Note the Le Guin-like way that sensory repetition pulls us through, a progression from sights to smells to sounds. It’s descriptive writing of uncommon loveliness and liveliness, whatever the genre. Then, the reveal: The perfection is predicated on pain. Not a lone tortured child, in this case, but something far more unexpected. Anyone who indulges unjust thoughts in Um-Helat, this society of happy equality and easy-access tamarind, is eliminated.
Jemisin has been dismissed, by a minority of reactionary detractors, as a “social justice warrior,” whose work advances an un-nuanced progressive politics. Is that what this is? A society that murders its intolerant citizens, orphans their young children? The tale practically explodes with complexity, with confusion. (Except, perhaps, when Jemisin states, rather than shows, social woes, resorting to the verbal fashions of the moment—but even that may be read in the context of commentary.) She could’ve issued a dutiful, activist-minded critique of Le Guin, in which true Omelasian/Um-Helatian progressives stay and fight. Instead, she twists it, resisting simplification. Le Guin stands both corrected and honored.
One likes to think the master would have approved. Le Guin never took the easy way; she pushed on every assumption. That meant she could even—a foreign concept in the modern era—change her mind. Earlier this year, PBS released a note-perfect little documentary about Le Guin’s life, Worlds of Ursula K. Le Guin. There’s old black-and-white footage of a science-fiction meetup, where a middle-aged Le Guin is asked why one of the female characters in Tombs of Atuan, the second Earthsea book, doesn’t exactly “emerge as a liberated woman.” Le Guin responds with moving candor: “The Earthsea books as feminist literature are a total complete bust. From my own archetypes and from my own cultural upbringing, I couldn’t go down deep and come up with a woman wizard. Maybe I’ll learn to eventually, but when I wrote those I couldn’t do it. I wish I could have.”

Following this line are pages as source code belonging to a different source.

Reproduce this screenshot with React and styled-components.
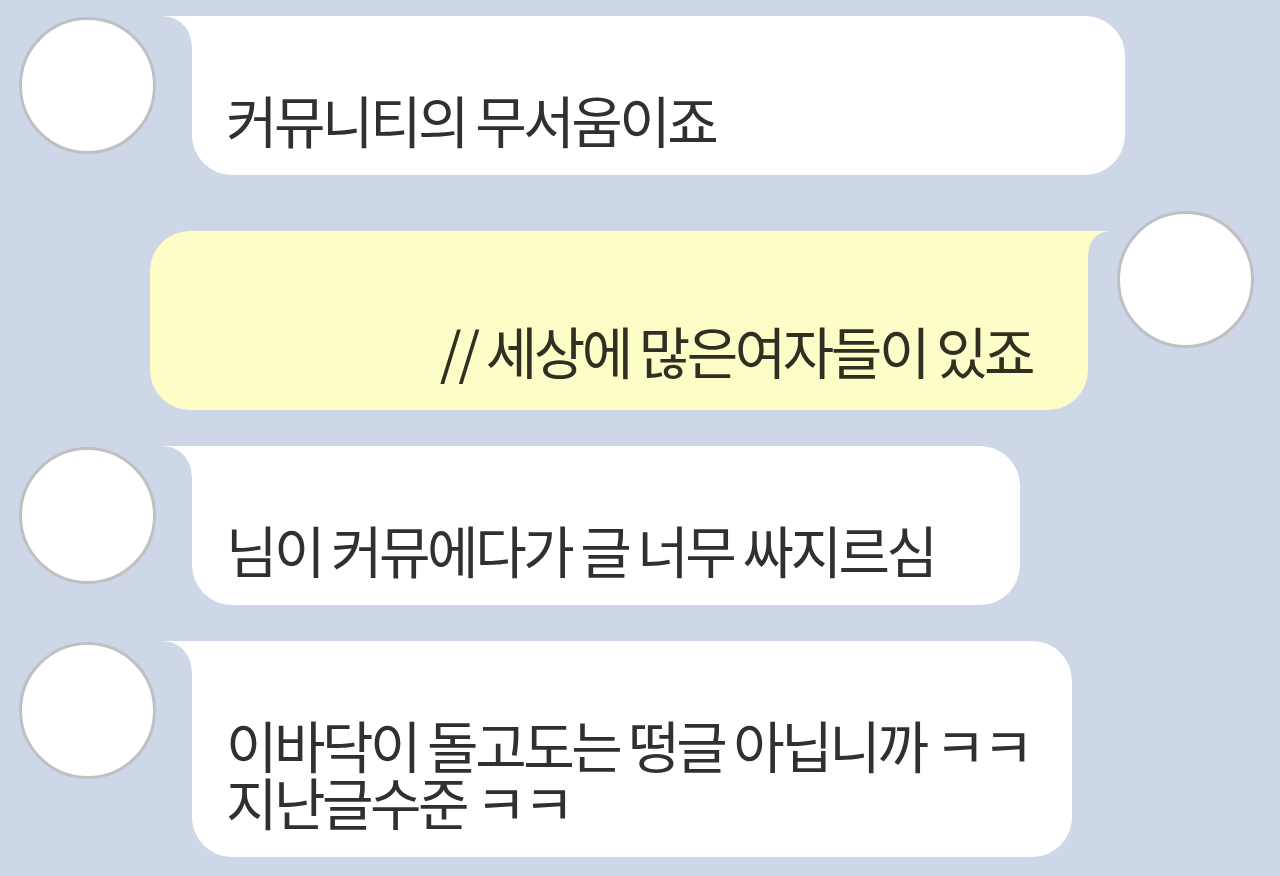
import React from 'react'
import styled, { createGlobalStyle } from 'styled-components'

const GlobalStyle = createGlobalStyle`
  html, body {
    margin: 0;
    padding: 0;
    background: #ced7e8;
  }
  body {
    font-family: "Noto Sans CJK KR", "Noto Sans", sans-serif;
  }
`

const messages = [
  { id: 1, mine: false, width: 933, lines: ['커뮤니티의 무서움이죠'] },
  { id: 2, mine: true, width: 938, lines: ['// 세상에 많은여자들이 있죠'] },
  { id: 3, mine: false, width: 828, lines: ['님이 커뮤에다가 글 너무 싸지르심'] },
  { id: 4, mine: false, width: 880, lines: ['이바닥이 돌고도는 떵글 아닙니까 ㅋㅋ', '지난글수준 ㅋㅋ'] },
]

function App() {
  return (
    <>
      <GlobalStyle />
      <ChatRoom>
        {messages.map((m) => (
          <Row key={m.id} mine={m.mine}>
            <Avatar mine={m.mine} />
            <Bubble mine={m.mine} width={m.width}>
              {m.lines.map((line, i) => (
                <Line key={i}>{line}</Line>
              ))}
            </Bubble>
          </Row>
        ))}
      </ChatRoom>
    </>
  )
}

export default App

const ChatRoom = styled.div`
  width: 1280px;
  height: 876px;
  box-sizing: border-box;
  padding: 16px 26px 0 19px;
  display: flex;
  flex-direction: column;
  gap: 36px;
  background: #ced7e8;
  overflow: hidden;
`

const Row = styled.div`
  display: flex;
  flex-direction: ${(p) => (p.mine ? 'row-reverse' : 'row')};
  align-items: flex-start;
  gap: ${(p) => (p.mine ? '29px' : '36px')};
`

const Avatar = styled.div`
  flex: none;
  width: 137px;
  height: 137px;
  box-sizing: border-box;
  border-radius: 50%;
  background: #ffffff;
  border: 3px solid #bfc0c3;
  margin-top: ${(p) => (p.mine ? '0' : '1px')};
`

const Bubble = styled.div`
  position: relative;
  flex: none;
  width: ${(p) => p.width}px;
  box-sizing: border-box;
  margin-top: ${(p) => (p.mine ? '20px' : '0')};
  padding: ${(p) => (p.mine ? '90px 56px 32px 34px' : '74px 34px 28px 34px')};
  background: ${(p) => (p.mine ? '#fdfdc8' : '#ffffff')};
  color: ${(p) => (p.mine ? '#2f2f22' : '#303030')};
  border-radius: ${(p) => (p.mine ? '40px 0 40px 40px' : '0 40px 40px 40px')};
  text-align: ${(p) => (p.mine ? 'right' : 'left')};

  &::before {
    content: '';
    position: absolute;
    top: 0;
    ${(p) => (p.mine ? 'right: -21px;' : 'left: -28px;')}
    width: ${(p) => (p.mine ? '21px' : '28px')};
    height: ${(p) => (p.mine ? '23px' : '30px')};
    background: ${(p) =>
      p.mine
        ? 'radial-gradient(21px 23px at 100% 100%, transparent 97%, #fdfdc8 100%)'
        : 'radial-gradient(28px 30px at 0 100%, transparent 97%, #ffffff 100%)'};
  }
`

const Line = styled.div`
  font-size: 56px;
  line-height: 57px;
  letter-spacing: -3.5px;
  font-weight: 400;
  white-space: nowrap;
`
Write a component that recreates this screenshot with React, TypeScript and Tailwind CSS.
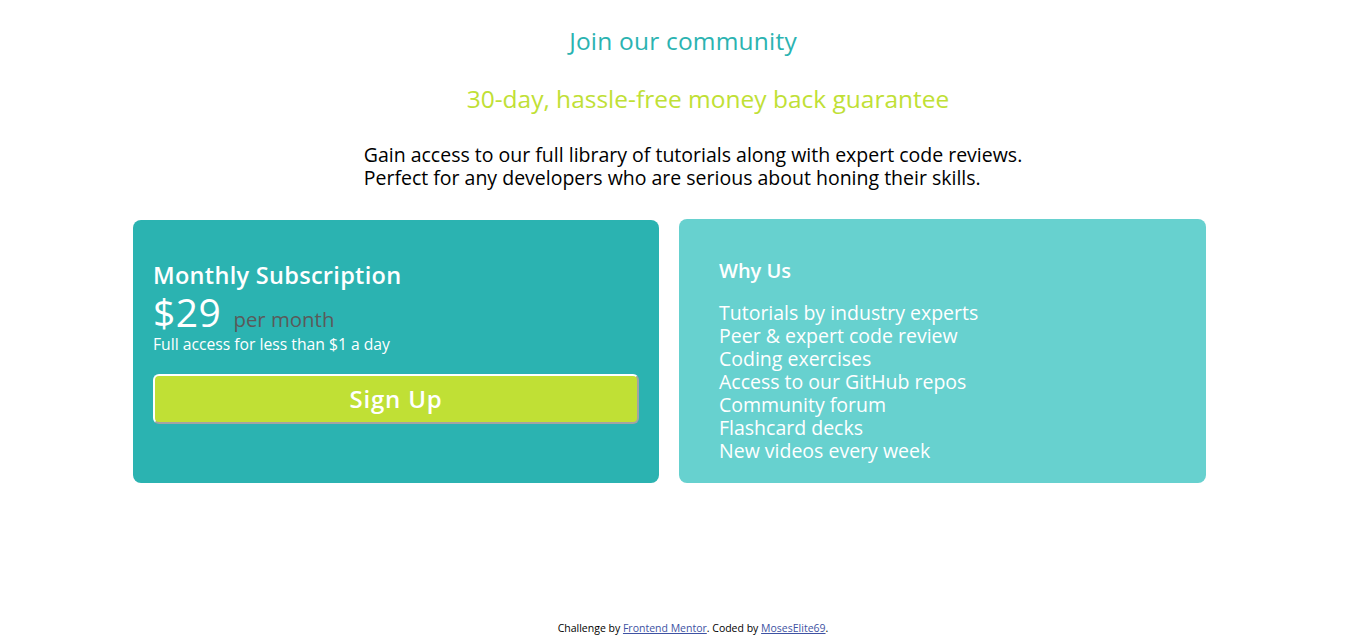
export default function App() {
  const list = [
    "Tutorials by industry experts",
    "Peer & expert code review",
    "Coding exercises",
    "Access to our GitHub repos",
    "Community forum",
    "Flashcard decks",
    "New videos every week",
  ];
  return (
    <div className="bg-white min-h-screen font-['Open_Sans',sans-serif] text-black">
      <h1 className="pt-[27px] text-center text-[24.5px] leading-[28px] font-medium tracking-[0.2px] text-[#2bb3b1]">
        Join our community
      </h1>
      <h2 className="mt-[30px] pl-[50px] text-center text-[24.5px] leading-[28px] font-medium text-[#c0e035]">
        30-day, hassle-free money back guarantee
      </h2>
      <div className="mt-[30px] flex justify-center pl-[20px]">
        <p className="text-[19.5px] leading-[23px]">
          Gain access to our full library of tutorials along with expert code reviews.
          <br />
          Perfect for any developers who are serious about honing their skills.
        </p>
      </div>
      <div className="mt-[31px] flex justify-center gap-5 pr-[27px]">
        <div className="w-[526px] h-[263px] rounded-lg bg-[#2bb3b1] px-5 pt-[41px] text-white">
          <h3 className="text-[23.5px] leading-[28px] font-semibold tracking-[0.3px]">Monthly Subscription</h3>
          <div className="mt-[2px] flex items-baseline gap-[12px]">
            <span className="text-[39px] leading-[42px] tracking-[0.5px]">$29</span>
            <span className="text-[20.4px] leading-[24px] text-[#5a5a5a]">per month</span>
          </div>
          <p className="mt-[1px] text-[15.7px] leading-[20px]">Full access for less than $1 a day</p>
          <button className="mt-[20px] block w-[486px] h-[50px] rounded-[6px] border-2 border-t-white border-l-white border-b-[#a3a3a3] border-r-[#a3a3a3] bg-[#c0e035] text-[24px] font-semibold tracking-[0.8px] text-white">
            Sign Up
          </button>
        </div>
        <div className="w-[527px] h-[264px] -mt-px rounded-lg bg-[#67d1cf] pl-[40px] pt-[40px] text-white">
          <h3 className="text-[20px] leading-[24px] font-semibold">Why Us</h3>
          <ul className="mt-[18px]">
            {list.map((t) => (
              <li key={t} className="text-[19.5px] leading-[23px]">
                {t}
              </li>
            ))}
          </ul>
        </div>
      </div>
      <footer className="mt-[138px] pl-[20px] text-center text-[10.5px] leading-[14px]">
        Challenge by{" "}
        <a href="#" className="text-[#3e52a3] underline">
          Frontend Mentor
        </a>
        . Coded by{" "}
        <a href="#" className="text-[#3e52a3] underline">
          MosesElite69
        </a>
        .
      </footer>
    </div>
  );
}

She would indeed learn. Much of Le Guin’s later work unwrites what came before, just as Jemisin would come along to push us further, in the process confronting her own regressions. Thus the genre renews itself, bending toward progress. “Prize juries commonly short-list books by both men and women, but give the award to a man,” Le Guin complained in an essay written at the beginning of this decade. As it comes to a close, she’s finally being proved—for once—wrong. Jemisin won an unprecedented trio of Hugos for a series, Broken Earth, that centered on women wizards: a formidable mother and a fearless daughter, who could control mountains with their minds. Seven of the Hugo Awards for Best Novel in the 2010s, in fact, have gone to women, the most in the history of the prize. The stories reflect the shift, a hyperspace jump to new regions. “What do we learn from women?” Le Guin once asked. “My first huge generalization is that we learn how to be human.”
In The Fifth Season, the first book in Broken Earth and the best book of this decade, the main character has to make a horrific, unbearably human choice. One struggles to imagine a man writing it. Le Guin could have, but she didn’t. There, Jemisin is talking to another one of her literary heroes, Toni Morrison, and her novel Beloved. Morrison, who never exactly wrote science fiction but certainly imbued her stories with flashes of magic, was one of the very few other writers named a living legend by the Library of Congress. Le Guin’s spirit might not be winking down on us from the stars—the stars whose paths she so intricately charted over her singular, guiding career—but she’d twinkle at the cosmic coincidence. Morrison, too, passed away this decade, a year after Le Guin, at the immortal age of 88.